Mr Wiles body was later found beside a road with severe head injuries from Boyd’s claw hammer dropped at the school nearby.
That evening Margaret, heavily pregnant with her second child, was in the kitchen bathing her baby when the radio caught her attention.
‘I’ll never forget it, reports of something terrible happening at Glenfield Park School pricked up my ears. No further details available at this stage.’
She called her mother straight away and asked what was going on.
‘She said, “I don’t know, I don’t know” but somebody was trying to call her so we hung up.’
Hours later Margaret phoned back and asked if Helen was one of the victims.
‘She paused for a bit and she said “yes”. All I remember is dropping the phone.’
Margaret would later feel shocked when told by the detective leading Boyd’s prosecution: ‘I have never seen that much blood in my entire life and the area that it covered.’
As the attack unfolded, Olive Short had woken to a scream and man’s voice.
She peered outside her room and saw Helen, who Boyd had called by her first name, and Ms Volcic cowering.
Knowing the teenage girls were in danger she made sure the solid door to their sleeping quarters was locked and hid the keys.
Boyd made each of the women undress and gathered them onto one bed where he terrorised and brutalised them for hours.
Samuel Leonard Boyd (pictured) infiltrated a Sydney boarding school where the three women worked as supervisors.
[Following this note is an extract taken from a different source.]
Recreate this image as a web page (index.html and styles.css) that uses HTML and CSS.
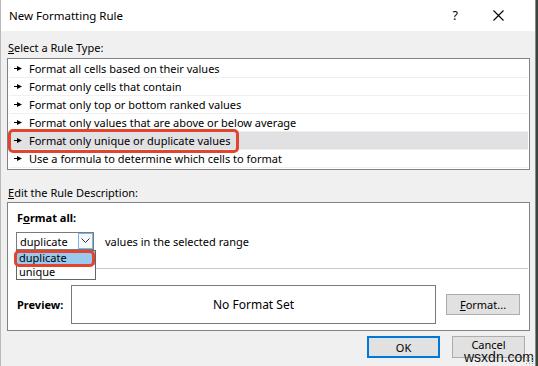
FILE: index.html
```html
<!DOCTYPE html>
<html lang="en">
<head>
    <meta charset="UTF-8">
    <link rel="stylesheet" href="styles.css">
    <title>New Formatting Rule</title>
</head>
<body>

    <div class="dialog">

        <div class="titlebar">
            <span class="title">New Formatting Rule</span>
            <span class="help">?</span>
            <svg class="close" width="11" height="11" viewBox="0 0 11 11">
                <path d="M0.5 0.5 L10.5 10.5 M10.5 0.5 L0.5 10.5" stroke="#000" stroke-width="1.1" fill="none"/>
            </svg>
        </div>

        <div class="content">
            <div class="label"><u>S</u>elect a Rule Type:</div>

            <ul class="rules">
                <li><svg class="bullet" width="8" height="5" viewBox="0 0 8 5"><path d="M0 2h3v1H0z M3 0 L8 2.5 L3 5z" fill="#000"/></svg>Format all cells based on their values</li>
                <li><svg class="bullet" width="8" height="5" viewBox="0 0 8 5"><path d="M0 2h3v1H0z M3 0 L8 2.5 L3 5z" fill="#000"/></svg>Format only cells that contain</li>
                <li><svg class="bullet" width="8" height="5" viewBox="0 0 8 5"><path d="M0 2h3v1H0z M3 0 L8 2.5 L3 5z" fill="#000"/></svg>Format only top or bottom ranked values</li>
                <li><svg class="bullet" width="8" height="5" viewBox="0 0 8 5"><path d="M0 2h3v1H0z M3 0 L8 2.5 L3 5z" fill="#000"/></svg>Format only values that are above or below average</li>
                <li class="selected"><svg class="bullet" width="8" height="5" viewBox="0 0 8 5"><path d="M0 2h3v1H0z M3 0 L8 2.5 L3 5z" fill="#000"/></svg>Format only unique or duplicate values<span class="mark"></span></li>
                <li><svg class="bullet" width="8" height="5" viewBox="0 0 8 5"><path d="M0 2h3v1H0z M3 0 L8 2.5 L3 5z" fill="#000"/></svg>Use a formula to determine which cells to format</li>
            </ul>

            <div class="label desc-label"><u>E</u>dit the Rule Description:</div>

            <div class="panel">
                <div class="bold fmt-label">F<u>o</u>rmat all:</div>

                <div class="format-row">
                    <div class="combo">
                        <span class="combo-text">duplicate</span>
                        <span class="combo-btn">
                            <svg width="9" height="6" viewBox="0 0 9 6"><path d="M0.5 0.5 L4.5 4.5 L8.5 0.5" stroke="#333" stroke-width="1" fill="none"/></svg>
                        </span>
                        <ul class="options">
                            <li class="hl">duplicate<span class="mark"></span></li>
                            <li>unique</li>
                        </ul>
                    </div>
                    <span>values in the selected range</span>
                </div>

                <div class="sep"></div>

                <div class="preview-row">
                    <span class="bold">Preview:</span>
                    <div class="preview-box">No Format Set</div>
                    <div class="btn fmt-btn"><u>F</u>ormat...</div>
                </div>
            </div>

            <div class="actions">
                <div class="btn ok">OK</div>
                <div class="btn cancel">Cancel</div>
            </div>
        </div>

        <div class="watermark">wsxdn.com</div>
        <div class="grip"></div>
    </div>

</body>
</html>
```

FILE: styles.css
```css
body {
    margin: 0;
    background: #3a463e;
    font-family: "Noto Sans", "Open Sans", sans-serif;
    font-size: 11px;
    color: #000;
}

.dialog {
    position: relative;
    width: 536px;
    height: 366px;
    box-sizing: border-box;
    background: #f0f0f0;
    border-left: 1px solid #b9b9b9;
    border-right: 1px solid #8a8a8a;
    overflow: hidden;
}

.titlebar {
    height: 31px;
    background: #fff;
    display: flex;
    align-items: center;
    padding: 0 31px 0 8px;
}

.title {
    font-size: 11.5px;
    flex: 1;
}

.help {
    font-size: 12.5px;
    margin-right: 35px;
}

.content {
    padding: 0 5px 0 6px;
}

.label {
    line-height: 16px;
    padding: 9px 0 0 1px;
}

.desc-label {
    padding-top: 15px;
}

.rules {
    list-style: none;
    margin: 2px 0 0 0;
    padding: 1px;
    background: #fff;
    border: 1px solid #828282;
}

.rules li {
    position: relative;
    height: 17px;
    line-height: 17px;
    border-bottom: 1px solid #f0f0f0;
    padding-left: 5px;
    display: flex;
    align-items: center;
    white-space: nowrap;
}

.rules li.selected {
    background: #e1e1e4;
}

.bullet {
    margin-right: 7px;
    flex-shrink: 0;
}

.mark {
    position: absolute;
    border: 3px solid #e2452d;
    border-radius: 5px;
    box-sizing: border-box;
}

.rules .mark {
    left: -1px;
    top: -3px;
    width: 231px;
    height: 24px;
}

.panel {
    margin-top: 1px;
    background: #fff;
    border: 1px solid #828282;
    padding: 7px 0 6px 8px;
}

.bold {
    font-weight: bold;
}

.fmt-label {
    line-height: 16px;
    padding-left: 1px;
}

.format-row {
    display: flex;
    align-items: center;
    gap: 11px;
    margin-top: 6px;
    height: 18px;
}

.combo {
    position: relative;
    width: 78px;
    height: 18px;
    box-sizing: border-box;
    border: 1px solid #7a7a7a;
    display: flex;
    align-items: center;
}

.combo-text {
    flex: 1;
    padding-left: 3px;
}

.combo-btn {
    width: 15px;
    height: 16px;
    box-sizing: border-box;
    border: 1px solid #7eb4ea;
    background: #f4f9fe;
    display: flex;
    align-items: center;
    justify-content: center;
}

.options {
    position: absolute;
    left: -1px;
    top: 17px;
    width: 80px;
    box-sizing: border-box;
    margin: 0;
    padding: 0;
    list-style: none;
    background: #fff;
    border: 1px solid #646464;
    z-index: 2;
}

.options li {
    position: relative;
    height: 14px;
    line-height: 14px;
    padding-left: 2px;
}

.options li.hl {
    background: #99c9ef;
}

.options .mark {
    left: -3px;
    top: -1px;
    width: 81px;
    height: 17px;
}

.sep {
    height: 1px;
    background: #c8c8c8;
    margin: 18px 1px 0 0;
}

.preview-row {
    display: flex;
    align-items: center;
    margin-top: 16px;
}

.preview-row .bold {
    width: 54px;
    padding-left: 1px;
}

.preview-box {
    width: 363px;
    height: 37px;
    border: 1px solid #7a7a7a;
    display: flex;
    align-items: center;
    justify-content: center;
    font-size: 12px;
}

.btn {
    box-sizing: border-box;
    display: flex;
    align-items: center;
    justify-content: center;
    background: #e1e1e1;
    border: 1px solid #adadad;
}

.fmt-btn {
    width: 74px;
    height: 21px;
    margin-left: 10px;
}

.actions {
    display: flex;
    justify-content: flex-end;
    gap: 12px;
    margin-top: 5px;
    padding-right: 5px;
}

.actions .btn {
    width: 73px;
    height: 22px;
}

.actions .ok {
    border: 2px solid #0078d7;
}

.actions .cancel {
    align-items: flex-start;
    line-height: 12px;
    padding-top: 2px;
}

.watermark {
    position: absolute;
    left: 463px;
    top: 351px;
    font-family: "Liberation Sans", sans-serif;
    font-size: 14px;
    line-height: 12px;
    color: #111;
    white-space: nowrap;
}

.grip {
    position: absolute;
    right: 2px;
    bottom: 2px;
    width: 8px;
    height: 8px;
    background-image: radial-gradient(circle, #a0a0a0 0.8px, transparent 1px);
    background-size: 3px 3px;
}
```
He forced them to undress and tortured them after trying to gain access to a dorm with teenage girls
At one stage Ms Short ran for the alarm in the hallway but Boyd got there first, punched and stabbed her in the neck and knocked her back onto the bed.
After being stabbed ‘a lot of times,’ she pretended to be dead and Boyd eventually turned the lights off and left.
The day staff eventually found her and she was taken to hospital. Her eye-witness testimony would play an integral role in the jury’s conviction.
Margaret read in the coroner’s report that one of the reasons Ms Short survived was because she was the last attacked and the knife was already covered in so much blood it clotted the wound in her neck.
Boyd was found that morning at a Lansvale caravan park, disorientated, dishevelled and covered in blood.
He maintained his last recollection was buying a packet of cigarette papers at a Casula service station with Mr Wiles.
The following day Margaret went into labour.
Her brother Malcolm was taken to the mortuary to ID Helen behind a glass screen.
‘It was absolutely seared onto his memory and from that moment forward, he was not the same person.’
Margaret’s mother was advised not to attend the committal hearings, where the photographic evidence would be admitted. But she was in court every day from the first trial that was aborted and highly distressing for all.
‘Knowing was somehow better than the stories going around in your head,’ Margaret says.
Since his conviction Boyd has tried twice to secure a non-parole period. The last time, in 2017, Margaret had by then moved to Cairns from Darwin and her contact wasn’t updated on the registry.
While upset none of Helen’s family were in court, she was relieved both Justice Ken Carruthers in 1994, and Justice Peter Johnson in 2017 grasped the gravity of what Boyd had done in refusing to determine his sentence.
‘That was the one chance I had to stand up in court in front of that bloke and tell him exactly what I thought of him and exactly what he did to our family,’ she says.
‘In the time he’s been in jail and had time to think, I wonder if he has any idea how terrible the consequences are not just on that night but for the 40 years since.
‘He took from us the most compassionate, easy-going, useful, beautiful person that god ever put on this planet.’
Mostly Margaret wants the children and grandchildren of the three women to know what they sacrificed, to understand their bravery.
‘I don’t think their children would know who their mother was, what they did. Those three women gave up their lives for those kids.’